Algún improvisado político, con la machaconería que lo caracteriza, se asomó en los últimos días para criticar las propuestas realizadas desde varias tiendas políticas, que más allá de sus variantes apuntan al mismo objetivo: flexibilizar la política fiscal para preservar lo máximo posible al tejido productivo.

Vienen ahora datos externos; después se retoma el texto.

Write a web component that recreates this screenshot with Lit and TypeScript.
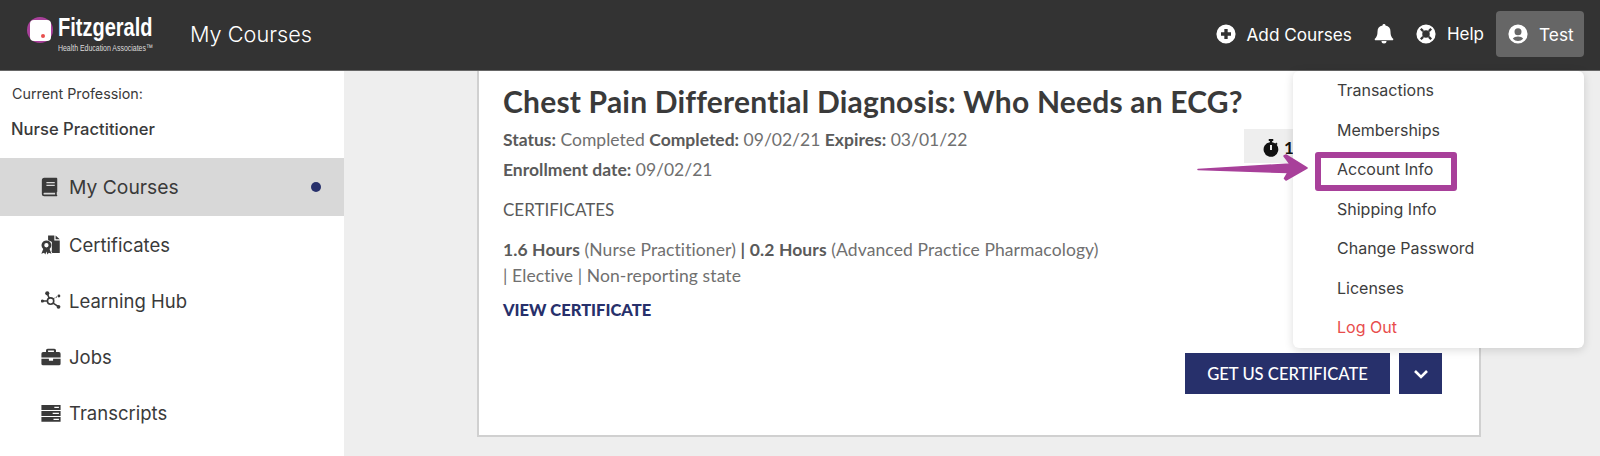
import { LitElement, html, css, svg } from "lit";
import { customElement } from "lit/decorators.js";

const book = svg`<path d="M4 1h13.500A1.500 1.500 0 0 1 19.500 2.500v15a1 1 0 0 1-.6.9v2.800a.8.8 0 0 1 .6.8v.5a.5.5 0 0 1-.5.5H4a3 3 0 0 1-3-3V4a3 3 0 0 1 3-3zm2.500 5v1.600h10V6zm0 3.200v1.600h10V9.200zM4 19a1 1 0 0 0 0 2h12.900v-2z"/>`;
const cert = svg`<path d="M8.500.5h7.500V6.500h6.500V21.500H13.500l-1-2.300 .5-.5V8.500a8 8 0 0 0-4.500-2.300zM17.500.5l5 4.500h-5z"/><path fill-rule="evenodd" d="M6.500 6.500a5.800 5.800 0 0 1 3.800 10.200l2.300 5.800-3.300-1.300L7.800 23.500 6.500 19.800 5.200 23.500 3.700 21.200.4 22.500l2.300-5.800A5.800 5.800 0 0 1 6.500 6.500zm0 3.200a2.600 2.600 0 1 0 0 5.200 2.600 2.600 0 0 0 0-5.200z"/>`;
const hub = svg`<g stroke="currentColor" stroke-width="1.900" fill="none"><circle cx="11.500" cy="12" r="3.800"/><path d="M7.500 3 10 9M14.500 14.500l6 4M2 12h6"/></g><path stroke="currentColor" stroke-width="1.200" stroke-dasharray="2 1.500" fill="none" d="M14.500 9.500 20 6.500"/><circle cx="7.500" cy="2.800" r="2.500"/><circle cx="21" cy="19" r="2.300"/><circle cx="1.800" cy="12" r="1.900"/><circle cx="21.500" cy="6" r="1.700"/>`;
const jobs = svg`<path fill-rule="evenodd" d="M8 2h8a2 2 0 0 1 2 2v2h3.500a2 2 0 0 1 2 2v4.500H.5V8a2 2 0 0 1 2-2H6V4a2 2 0 0 1 2-2zm.5 2.200V6h7V4.200z"/><path d="M.5 14h9v2.500h5V14h9v6a2 2 0 0 1-2 2h-19a2 2 0 0 1-2-2z"/>`;
const transcripts = svg`<path fill-rule="evenodd" d="M.5 2.500h23v5.800H.5zM16 4.500v1.500h5.500V4.500zM.5 9.700h23v5.800H.5zM14 11.800v1.500h7.500v-1.500zM.5 16.900h23v5.600H.5zM15 19v1.500h6.500V19z"/>`;
const plus = svg`<path fill-rule="evenodd" d="M12 .5a11.500 11.500 0 1 1 0 23 11.500 11.500 0 0 1 0-23zm-2 5.500V10H6v4h4v4h4v-4h4v-4h-4V6z"/>`;
const bell = svg`<path d="M12 0a1.800 1.800 0 0 1 1.800 1.900 7.500 7.500 0 0 1 6 7.400c0 6 2.700 7.800 3.200 8.400.5.600 0 1.800-1 1.800H2c-1 0-1.500-1.200-1-1.800.5-.6 3.200-2.400 3.200-8.400a7.500 7.500 0 0 1 6-7.400A1.800 1.800 0 0 1 12 0zM9 20.500h6a3 3 0 0 1-6 0z"/>`;
const ring = svg`<path fill-rule="evenodd" d="M12 .5a11.500 11.500 0 1 1 0 23 11.500 11.500 0 0 1 0-23zm0 7a4.500 4.500 0 1 0 0 9 4.500 4.500 0 0 0 0-9zM4.800 6.700 6.700 4.800 9.500 7.600 7.600 9.500zM17.300 4.800 19.200 6.700 16.400 9.500 14.500 7.600zM19.200 17.300 17.300 19.200 14.500 16.400 16.400 14.500zM6.700 19.200 4.800 17.300 7.600 14.500 9.500 16.400z"/>`;
const user = svg`<path fill-rule="evenodd" d="M12 .5a11.500 11.500 0 1 1 0 23 11.500 11.500 0 0 1 0-23zm0 4.500a4.200 4.200 0 1 0 0 8.400 4.200 4.200 0 0 0 0-8.400zm0 10c-2.800 0-5 1-6.200 2.700a8.500 8.500 0 0 0 12.400 0C17 16 14.800 15 12 15z"/>`;
const watch = svg`<path fill-rule="evenodd" d="M9 0h6v2.500h-1.500v1.700a9.500 9.500 0 0 1 4.300 1.800l1.200-1.200 1.800 1.800-1.200 1.200A9.800 9.800 0 1 1 10.500 4.200V2.500H9zm1.700 8v6.500h2.600V8z"/>`;

const icon = (body: unknown) => html`<svg viewBox="0 0 24 24" fill="currentColor" aria-hidden="true">${body}</svg>`;

const NAV = [
  { label: "Certificates", icon: cert },
  { label: "Learning Hub", icon: hub },
  { label: "Jobs", icon: jobs },
  { label: "Transcripts", icon: transcripts },
];

const MENU = ["Transactions", "Memberships", "Account Info", "Shipping Info", "Change Password", "Licenses"];

@customElement("app-root")
export class AppRoot extends LitElement {
  static styles = css`
    :host {
      display: block;
      position: relative;
      width: 1600px;
      height: 456px;
      overflow: hidden;
      background: #eeeeee;
      font-family: Inter, "Liberation Sans", sans-serif;
      color: #3a3a3a;
    }
    svg { display: block; }

    .top {
      height: 71px;
      box-sizing: border-box;
      background: #333333;
      border-bottom: 1px solid #666;
      display: flex;
      align-items: center;
      color: #fff;
      padding: 0 16px 2px 27px;
    }
    .logo { display: flex; align-items: center; gap: 5px; width: 163px; }
    .mark {
      width: 26px; height: 26px; border-radius: 50%;
      background: #a8409a;
      display: flex; align-items: center; justify-content: center;
      position: relative;
      flex: none;
      margin-top: -8px;
    }
    .mark i {
      width: 21px; height: 21px; background: #fff; border-radius: 4px; display: block;
    }
    .mark b {
      position: absolute; left: 14px; top: 17px; width: 4px; height: 4px;
      border-radius: 50%; background: #e8504f;
    }
    .wordmark { display: flex; flex-direction: column; width: 100px; font-family: "Liberation Sans", sans-serif; }
    .wordmark strong {
      font-size: 25px; line-height: 26px; font-weight: 700;
      transform: scaleX(0.8); transform-origin: left center; white-space: nowrap;
    }
    .wordmark span {
      font-size: 9.500px; line-height: 12px; margin-top: 2px; color: #ddd; white-space: nowrap;
      transform: scaleX(0.73); transform-origin: left center;
    }
    .page { font-size: 21.700px; font-weight: 300; }
    .spacer { flex: 1; }
    .act { display: flex; align-items: center; font-size: 17px; font-weight: 400; }
    .act svg { width: 20px; height: 20px; }
    .add { gap: 11px; margin-right: 22px; font-size: 17.200px; }
    .bell { margin-right: 22px; }
    .help { gap: 11px; margin-right: 12px; }
    .acct {
      width: 88px; height: 46px; box-sizing: border-box; background: #666666; border-radius: 4px;
      gap: 11px; padding-left: 12px; font-size: 17.300px;
    }

    .body { display: flex; height: 385px; }
    .side { width: 344px; flex: none; background: #fff; }
    .cur { font-size: 14.300px; line-height: 18px; padding: 14px 12px 0; }
    .prof { font-size: 16.600px; line-height: 20px; font-weight: 500; padding: 16px 12px 0 11px; margin-bottom: 19px; }
    .nav {
      height: 56px; display: flex; align-items: center; gap: 8px; padding-left: 41px;
      font-size: 18.500px;
    }
    .nav svg { width: 20px; height: 20px; flex: none; }
    .nav.active { height: 58px; background: #d8d8d8; position: relative; font-size: 19.300px; margin-bottom: 1px; }
    .dot { width: 10px; height: 10px; border-radius: 50%; background: #27306b; margin-left: auto; margin-right: 23px; }

    .main { flex: 1; padding: 0 119px 19px 133px; display: flex; }
    .card {
      flex: 1;
      box-sizing: border-box;
      background: #fff;
      border: 2px solid #d0d0d0;
      border-top: none;
      padding: 0 24px 0 24px;
      font-family: Lato, "Open Sans", sans-serif;
      position: relative;
      display: flex; flex-direction: column;
    }
    h1 {
      margin: 12px 0 0; font-size: 30px; line-height: 36px; font-weight: 700; color: #3a3a3a;
      font-family: Lato, sans-serif; letter-spacing: 0.2px;
    }
    .line { font-size: 17.500px; line-height: 24px; color: #707070; }
    .line b { font-weight: 700; color: #5a5a5a; }
    .l1 { margin-top: 9px; }
    .l2 { margin-top: 6px; }
    .heading { font-size: 17px; line-height: 24px; color: #5a5a5a; margin-top: 16px; }
    .hours { font-size: 17.500px; line-height: 26px; letter-spacing: 0.1px; color: #707070; margin-top: 15px; }
    .hours b { color: #5a5a5a; font-weight: 700; }
    .view { font-size: 16.500px; line-height: 22px; font-weight: 900; color: #27306b; margin-top: 10px; }
    .btns { display: flex; justify-content: flex-end; gap: 9px; margin-top: 32px; margin-right: 13px; }
    .btn {
      height: 41px; background: #27306b; color: #fff; display: flex; align-items: center; justify-content: center;
      font-size: 16.600px; font-weight: 500; border: none; padding: 0; font-family: inherit;
    }
    .primary { width: 205px; }
    .chev { width: 43px; }
    .chev svg { width: 16px; height: 16px; }
    .timer {
      position: absolute; left: 765px; top: 58px; width: 120px; height: 34px;
      background: #eeeeee; color: #111; font-size: 17px; font-weight: 700;
      display: flex; align-items: center; gap: 4px; padding: 3px 0 0 18px; box-sizing: border-box;
    }
    .timer svg { width: 18px; height: 18px; }

    .menu {
      position: absolute; left: 1293px; top: 71px; width: 291px; height: 277px;
      box-sizing: border-box;
      background: #fff; border-radius: 6px;
      box-shadow: 0 2px 10px rgba(0, 0, 0, 0.14);
      padding: 0 0 0 44px;
      display: flex; flex-direction: column;
      font-size: 16px; color: #3d3d3d;
    }
    .menu div { height: 39.500px; line-height: 39.500px; flex: none; }
    .menu .out { color: #e84c4c; }
    .hl {
      position: absolute; left: 1315px; top: 152px; width: 142px; height: 39px; box-sizing: border-box;
      border: 6px solid #a8409a; border-radius: 3px;
    }
    .arrow { position: absolute; left: 1190px; top: 145px; width: 125px; height: 46px; }
  `;

  render() {
    return html`
      <header class="top">
        <div class="logo">
          <div class="mark"><i></i><b></b></div>
          <div class="wordmark"><strong>Fitzgerald</strong><span>Health Education Associates™</span></div>
        </div>
        <div class="page">My Courses</div>
        <div class="spacer"></div>
        <div class="act add">${icon(plus)}<span>Add Courses</span></div>
        <div class="act bell">${icon(bell)}</div>
        <div class="act help">${icon(ring)}<span>Help</span></div>
        <div class="act acct">${icon(user)}<span>Test</span></div>
      </header>
      <div class="body">
        <aside class="side">
          <div class="cur">Current Profession:</div>
          <div class="prof">Nurse Practitioner</div>
          <div class="nav active">${icon(book)}<span>My Courses</span><span class="dot"></span></div>
          ${NAV.map((n) => html`<div class="nav">${icon(n.icon)}<span>${n.label}</span></div>`)}
        </aside>
        <main class="main">
          <article class="card">
            <h1>Chest Pain Differential Diagnosis: Who Needs an ECG?</h1>
            <div class="line l1"><b>Status:</b> Completed <b>Completed:</b> 09/02/21 <b>Expires:</b> 03/01/22</div>
            <div class="line l2"><b>Enrollment date:</b> 09/02/21</div>
            <div class="heading">CERTIFICATES</div>
            <div class="hours"><b>1.6 Hours</b> (Nurse Practitioner) <b>|</b> <b>0.2 Hours</b> (Advanced Practice Pharmacology)<br />| Elective | Non-reporting state</div>
            <div class="view">VIEW CERTIFICATE</div>
            <div class="btns">
              <button class="btn primary">GET US CERTIFICATE</button>
              <button class="btn chev">
                <svg viewBox="0 0 16 16" fill="none" stroke="currentColor" stroke-width="2.600"><path d="M2 5l6 6 6-6" /></svg>
              </button>
            </div>
            <div class="timer">${icon(watch)}<span>1.6 Hours</span></div>
          </article>
        </main>
      </div>
      <nav class="menu">
        ${MENU.map((m) => html`<div>${m}</div>`)}
        <div class="out">Log Out</div>
      </nav>
      <div class="hl"></div>
      <svg class="arrow" viewBox="0 0 125 46" fill="#a8409a" stroke="#a8409a" stroke-width="1.500" stroke-linejoin="round">
        <path d="M8 24.500 100 19 94 11 96 10 117 23 96 35 94.500 33.500 98 27.500z" />
      </svg>
    `;
  }
}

Este señor confunde, desafortunadamente, dos conceptos muy diferentes. Una cosa es una política fiscal más laxa, otra cosa es derrochar recursos públicos. Lo primero es la receta macroeconómica recomendada a lo largo y ancho del planeta para hacer frente a la situación actual. Lo segundo es una práctica deleznable en todo momento y en todo lugar, estemos en recesión o en expansión. Es simplemente un insulto a los ciudadanos-contribuyentes. Quizás su desorientación en estos temas sea producto de esa visión distorsionada que traen a la política los que han ingresado a ella de arriba hacia abajo y no al revés, como es el camino natural.
Aquellos que tienden a ver todo desde su torre de marfil también tienden a concebir a la economía de manera análoga, como si todo dependiera de la macro, olvidando la micro. Y olvidar la micro es olvidar la empresa, error en el que incurre este recurrente actor político. Porque sin empresas que combinen capital, trabajo y tecnología, no hay producción. Y sin producción no hay recaudación de impuestos que sustente un Estado que los macroeconomistas puedan luego regular con sus perillas. La inversa –infelizmente- no funciona, ya que no existe combinación de instrumentos macroeconómicos que pueda recrear la función de un empresario, sea este el dueño de un bar, un productor agropecuario o un industrial.
Esa visión miope de la economía no permite que algunos aprecien que la empresa, así como la familia, está fuera del ámbito del mercado. La empresa acude a los mercados a vender sus productos y a adquirir sus insumos. Pero para el activo más importante de la empresa, que son sus trabajadores, no existe mercado. En consecuencia, el valor más importante de la unidad empresarial es la relación entre el empresario y los trabajadores, una suerte de energía nuclear empresarial; vínculo que una vez roto es muy difícil de recomponer. No en vano, los eternos defensores del “cuanto peor, mejor” apuntaron siempre a romper este vínculo casi sagrado.
El pedido de una mayor flexibilidad fiscal no puede verse de forma simplista como un reclamo para aumentar el gasto y seguir con el derroche anterior. Se trata de que el Estado haga un sacrificio fiscal que permita oxigenar a las empresas y evitar que se sigan muriendo. Se trata de ofrecer un alivio fiscal, no de aumentar el gasto, no muy diferente a lo que hizo Ronald Reagan para sacar a EE. UU. de la recesión. Quizás con nombres en inglés se pueda comprender mejor el concepto y hasta hacer más creíble el argumento. De lo contrario, terminaremos en un mundo deshumanizado como el descrito por Aldus Huxley, comiendo carne sintética y recibiendo un salario universal financiado por alguna ONG controlada por la progenie de Bill Gates.